Average shots per day (6 replies and 6 comments)
This question is as much for Roger and David as for everyone, I'd like to know as much opinions and experiences as possible.
The question is basically how many shots is the average per day in a profesional shooting. I know it depends a lot so lets say is a simple drama with no technically complicated shots and shot on location on a house but there are a few shots outside the house so there's exterior and interior.
I guess it also depends on the style of lighting, while people like Roger like to "light the scene" and create an atmosphere, there are more classic ways in which a different a kind of lighting is used for every character, shot value, etc and it will take more time.
Thanks to everyone!
Yes, the number of shots you shoot in a day is so dependent on the situation. How much time will be taken with rehearsals for the actors and with blocking etc.? Are you shooting with a hand held camera, as is the case on the recent Russian film, 'Compartment 6', or is your film more 'classic' in its camera style. The great cinematographer Douglas Slocombe would say 5 shots is plenty. I like to think I average 15 or so, but it could be 30 or it could be 1.
Thank you very much!
“Compartment No 6”, now that is an intriguing film.

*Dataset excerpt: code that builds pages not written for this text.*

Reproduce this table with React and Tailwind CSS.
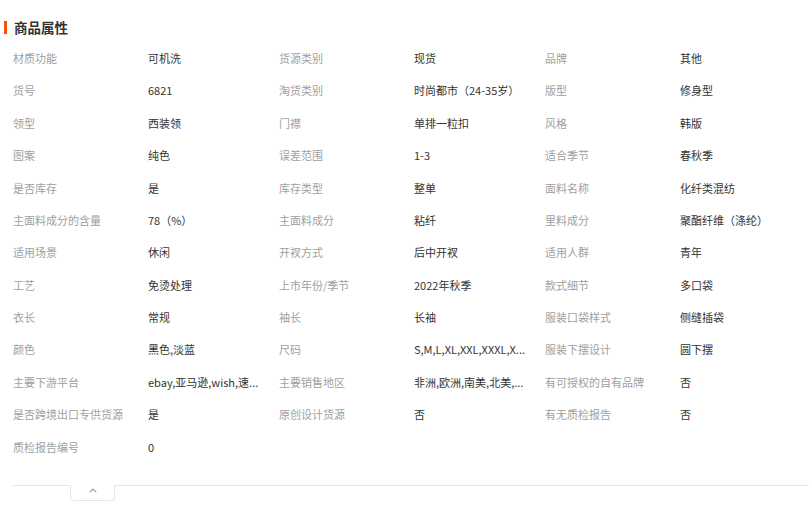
import React from "react";

const rows = [
  ["材质功能", "可机洗", "货源类别", "现货", "品牌", "其他"],
  ["货号", "6821", "淘货类别", "时尚都市（24-35岁）", "版型", "修身型"],
  ["领型", "西装领", "门襟", "单排一粒扣", "风格", "韩版"],
  ["图案", "纯色", "误差范围", "1-3", "适合季节", "春秋季"],
  ["是否库存", "是", "库存类型", "整单", "面料名称", "化纤类混纺"],
  ["主面料成分的含量", "78（%）", "主面料成分", "粘纤", "里料成分", "聚酯纤维（涤纶）"],
  ["适用场景", "休闲", "开衩方式", "后中开衩", "适用人群", "青年"],
  ["工艺", "免烫处理", "上市年份/季节", "2022年秋季", "款式细节", "多口袋"],
  ["衣长", "常规", "袖长", "长袖", "服装口袋样式", "侧缝插袋"],
  ["颜色", "黑色,淡蓝", "尺码", "S,M,L,XL,XXL,XXXL,X...", "服装下摆设计", "圆下摆"],
  ["主要下游平台", "ebay,亚马逊,wish,速...", "主要销售地区", "非洲,欧洲,南美,北美,...", "有可授权的自有品牌", "否"],
  ["是否跨境出口专供货源", "是", "原创设计货源", "否", "有无质检报告", "否"],
  ["质检报告编号", "0", "", "", "", ""],
];

export default function App() {
  return (
    <div
      className="w-[809px] h-[518px] bg-white overflow-hidden"
      style={{ fontFamily: '"Noto Sans CJK SC", "Noto Sans", sans-serif' }}
    >
      <div className="h-[42px] flex items-start pt-[19px]">
        <div className="w-[3px] h-[13px] bg-[#ff5000] ml-[4px] mt-[2px]" />
        <div className="ml-[7px] text-[13.5px] leading-[17px] font-bold text-[#333]">商品属性</div>
      </div>
      <div className="ml-[13px] grid grid-cols-[135px_131px_135px_131px_135px_131px]">
        {rows.map((r, i) =>
          r.map((t, j) => (
            <div
              key={i + "-" + j}
              className={
                "h-[32.4px] flex items-center text-[11px] whitespace-nowrap overflow-hidden " +
                (j % 2 === 0 ? "text-[#a0a0a0]" : "text-[#333]")
              }
            >
              {t}
            </div>
          ))
        )}
      </div>
      <div className="mt-[22px] ml-[13px] border-t border-[#e5e5e5] relative h-[20px]">
        <div className="absolute left-[57px] top-[-1px] w-[45px] h-[16px] bg-white border border-t-0 border-[#e5e5e5] rounded-b-[4px] flex justify-center pt-[3px]">
          <svg width="8" height="5" viewBox="0 0 8 5" fill="none">
            <path d="M0.8 4.2 L4 1 L7.2 4.2" stroke="#999" strokeWidth="1.1" />
          </svg>
        </div>
      </div>
    </div>
  );
}
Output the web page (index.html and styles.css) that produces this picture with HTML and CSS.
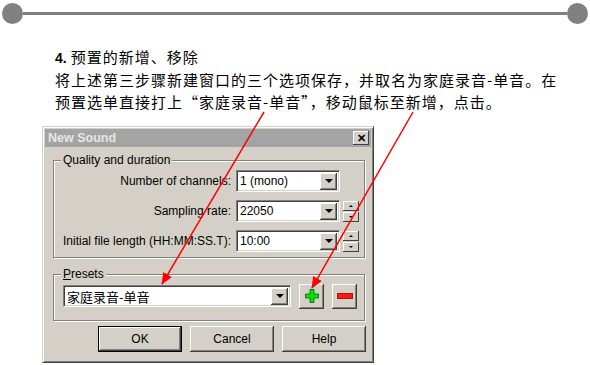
FILE: index.html
```html
<!DOCTYPE html>
<html>
<head>
  <title>预置的新增、移除</title>
  <link rel="stylesheet" href="styles.css">
</head>
<body>
  <div class="topbar">
    <span class="dot"></span>
    <span class="rule"></span>
    <span class="dot"></span>
  </div>

  <div class="text">
    <p class="step"><b>4.</b>预置的新增、移除</p>
    <p>将上述第三步骤新建窗口的三个选项保存，并取名为家庭录音-单音。在<br>预置选单直接打上“家庭录音-单音”，移动鼠标至新增，点击。</p>
  </div>

  <div class="dialog">
    <div class="titlebar">
      <span>New Sound</span>
      <span class="close">&#x2715;</span>
    </div>

    <div class="group quality">
      <span class="legend">Quality and duration</span>
      <div class="row">
        <label>Number of channels:</label>
        <div class="combo"><span>1 (mono)</span><span class="drop"></span></div>
      </div>
      <div class="row">
        <label>Sampling rate:</label>
        <div class="combo"><span>22050</span><span class="drop"></span></div>
        <div class="spin"><span class="up"></span><span class="down"></span></div>
      </div>
      <div class="row">
        <label>Initial file length (HH:MM:SS.T):</label>
        <div class="combo"><span>10:00</span><span class="drop"></span></div>
        <div class="spin"><span class="up"></span><span class="down"></span></div>
      </div>
    </div>

    <div class="group presets">
      <span class="legend"><u>P</u>resets</span>
      <div class="row">
        <div class="combo wide"><span class="cjk">家庭录音-单音</span><span class="drop"></span></div>
        <button class="tool add">
          <svg width="14" height="14" viewBox="0 0 14 14">
            <path d="M5 0.5 H9 V5 H13.5 V9 H9 V13.5 H5 V9 H0.5 V5 H5 Z" fill="#00e400" stroke="#1a7a1a" stroke-width="1"/>
          </svg>
        </button>
        <button class="tool remove">
          <svg width="16" height="6" viewBox="0 0 16 6">
            <rect x="0.5" y="0.5" width="15" height="5" fill="#ff1a1a" stroke="#b01010" stroke-width="1"/>
          </svg>
        </button>
      </div>
    </div>

    <div class="buttons">
      <button class="btn default">OK</button>
      <button class="btn">Cancel</button>
      <button class="btn">Help</button>
    </div>
  </div>

  <svg class="arrows" width="590" height="365" viewBox="0 0 590 365">
    <defs>
      <marker id="head" markerWidth="12" markerHeight="10" refX="11" refY="5" orient="auto" markerUnits="userSpaceOnUse">
        <path d="M0,0 L12,5 L0,10 Z" fill="#ff0000"/>
      </marker>
    </defs>
    <line x1="264" y1="112" x2="162" y2="284" stroke="#ff0000" stroke-width="1.5" marker-end="url(#head)"/>
    <line x1="413" y1="112" x2="312" y2="288" stroke="#ff0000" stroke-width="1.5" marker-end="url(#head)"/>
  </svg>
</body>
</html>
```

FILE: styles.css
```css
body {
  margin: 0;
  background: #fff;
  font-family: "Liberation Sans", Arial, sans-serif;
  position: relative;
  width: 590px;
  height: 365px;
  overflow: hidden;
}

.topbar {
  display: flex;
  align-items: center;
  padding: 2px 2px 0 2px;
  height: 22px;
}

.dot {
  width: 21px;
  height: 21px;
  border-radius: 50%;
  background: #808080;
  flex: none;
}

.rule {
  flex: 1;
  height: 3px;
  background: #808080;
}

.text {
  margin: 22px 0 0 55px;
  font-family: "Noto Sans CJK SC", sans-serif;
  font-size: 15px;
  letter-spacing: 1px;
  line-height: 22px;
  height: 66px;
  color: #000;
}

.text p {
  margin: 0;
}

.step b {
  font-family: "Liberation Sans", Arial, sans-serif;
  font-size: 14px;
  letter-spacing: 0;
  margin-right: 4px;
}

/* dialog */
.dialog {
  margin: 14px 0 0 42px;
  width: 326px;
  height: 231px;
  background: #d4d0c8;
  border: 1px solid #d4d0c8;
  border-right-color: #404040;
  border-bottom-color: #404040;
  box-shadow: inset 1px 1px 0 #fff, inset -1px -1px 0 #808080;
  padding: 2px;
  font-size: 12px;
  color: #000;
}

.titlebar {
  height: 18px;
  background: #a4a4a4;
  color: #e6e6e6;
  font-weight: bold;
  font-size: 12.5px;
  display: flex;
  align-items: center;
  justify-content: space-between;
  padding: 0 2px 0 3px;
}

.close {
  width: 16px;
  height: 14px;
  background: #d4d0c8;
  color: #000;
  font-size: 11px;
  font-weight: bold;
  display: flex;
  align-items: center;
  justify-content: center;
  box-shadow: inset -1px -1px 0 #404040, inset 1px 1px 0 #fff;
}

.group {
  position: relative;
  margin: 0 6px 0 8px;
  border: 1px solid #808080;
  box-shadow: inset 1px 1px 0 #fff, 1px 1px 0 #fff;
}

.legend {
  position: absolute;
  top: -8px;
  left: 7px;
  padding: 0 2px;
  background: #d4d0c8;
  line-height: 15px;
}

.quality {
  margin-top: 13px;
  height: 98px;
  padding-top: 9px;
  box-sizing: border-box;
}

.presets {
  margin-top: 16px;
  height: 47px;
  padding: 10px 0 0 9px;
  box-sizing: border-box;
}

.row {
  display: flex;
  align-items: center;
  height: 22px;
  margin-bottom: 8px;
}

.quality label {
  width: 177px;
  text-align: right;
  margin-right: 5px;
}

.combo {
  width: 104px;
  height: 22px;
  box-sizing: border-box;
  background: #fff;
  border: 1px solid #808080;
  border-right-color: #fff;
  border-bottom-color: #fff;
  box-shadow: inset 1px 1px 0 #404040, inset -1px -1px 0 #d4d0c8;
  display: flex;
  align-items: center;
  justify-content: space-between;
  padding: 0 2px 0 3px;
}

.combo.wide {
  width: 228px;
}

.cjk {
  font-family: "Noto Sans CJK SC", sans-serif;
  font-size: 13px;
}

.drop {
  width: 17px;
  height: 17px;
  box-sizing: border-box;
  background: #d4d0c8;
  box-shadow: inset -1px -1px 0 #404040, inset 1px 1px 0 #fff, inset -2px -2px 0 #808080;
  display: flex;
  align-items: center;
  justify-content: center;
}

.drop::after {
  content: "";
  border-left: 4px solid transparent;
  border-right: 4px solid transparent;
  border-top: 4px solid #000;
}

.spin {
  margin-left: 3px;
  display: flex;
  flex-direction: column;
  gap: 1px;
}

.spin span {
  width: 16px;
  height: 10px;
  background: #d4d0c8;
  box-shadow: inset -1px -1px 0 #404040, inset 1px 1px 0 #fff;
  display: flex;
  align-items: center;
  justify-content: center;
}

.spin .up::after {
  content: "";
  border-left: 2px solid transparent;
  border-right: 2px solid transparent;
  border-bottom: 2px solid #000;
}

.spin .down::after {
  content: "";
  border-left: 2px solid transparent;
  border-right: 2px solid transparent;
  border-top: 2px solid #000;
}

.tool {
  width: 25px;
  height: 25px;
  margin-left: 8px;
  border: none;
  padding: 0;
  background: #d4d0c8;
  box-shadow: inset -1px -1px 0 #404040, inset 1px 1px 0 #fff, inset -2px -2px 0 #808080;
  display: flex;
  align-items: center;
  justify-content: center;
}

.buttons {
  display: flex;
  justify-content: flex-end;
  gap: 8px;
  margin: 5px 5px 0 0;
}

.btn {
  width: 84px;
  height: 26px;
  border: none;
  background: #d4d0c8;
  font-family: "Liberation Sans", Arial, sans-serif;
  font-size: 12px;
  box-shadow: inset -1px -1px 0 #404040, inset 1px 1px 0 #fff, inset -2px -2px 0 #808080;
}

.btn.default {
  border: 1px solid #000;
}

.arrows {
  position: absolute;
  left: 0;
  top: 0;
  pointer-events: none;
}
```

Attached - Production shots for those interested. Camera looks like an Arri 435 with Zeiss glass.
That is interesting. I never would have though 'Compartment No 6' was shot on film. I wonder why they chose film when they were shooting in such extreme lighting conditions. Pretty good hand held work with a 435!
Extreme conditions alright!
Roger, would you have ‘faked’ this shot rather than suffer extreme temperatures for all the crew. I know you have filmed in cold snowy weather.
As Roger says it all depends on the nature of the set-up plus the time spent outside of the set-up, like for rehearsals or shooting takes. You could knock off a lighting/camera set-up quickly in ten minutes and then have the director spend an hour shooting takes, especially if it is a long take with a lot of complex elements happening.
Someone once told me while working as a day player on a complicated submarine movie -- maybe it was "Hunt for Red October" -- he overheard the AD yelling "we have to make our 1/8-page day!!!"
In his book on the making of "The Emerald Forest", John Boorman said he felt that one set-up per hour was realistic, or 12 set-ups in a 12-hour day.
But often we don't have even that luxury, I've had directors show up with a shot list for 60 set-ups, but that's on multi-camera days. For single-camera shooting, I tend to feel that any list over 20 to 25 set-ups is going to be a real challenge. But I'm talking about typical dramatic interior scenes with a few actors. But it really just depends.
The reason why I asked about this topic was because I was having discussions with the director of a project we will shoot at film school (on which I'm dp). It is a short film about 7 minutes long and we have a 10 hour day to shoot It. The shots themselves are not complicated in movement and they're not very long. What scares me is that location is at 1 hour from school so we don't really have 10 hours to shoot. Plus, there are scenes inside a house and also in a wheat field. The director told me she doesn't think she can do it with less than 20 shots and 4 or 5 of the exterior ones have to be during magic hour...
I don't know how do you see this... I would be calm if it was in a documentary style but she wants the camera to be more "classic"...
I guess we'll have to rehearse a lot the weeks before shooting and even shot the short film with a cellphone or something so that the day of the actual shooting we don't take too much time deciding the set-ups. Any advice on that?
Lighting wise I want to go for a realistic-Nestor Almendros kind of look, so (I hope) we'll not take too much time re-positioning lights between shots
I have heard good mouth talks about 'compartment no 6. I need to watch this movie. But there is no any online streaming on Internet. Roger did you watch that movie on dvd? Or special movie show?
It was featured in the recent “British Cinematographer” magazine. I don’t think it’s been released yet although a friend of mine who works for ZDF in Germany had
seen it. Perhaps somebody will update me.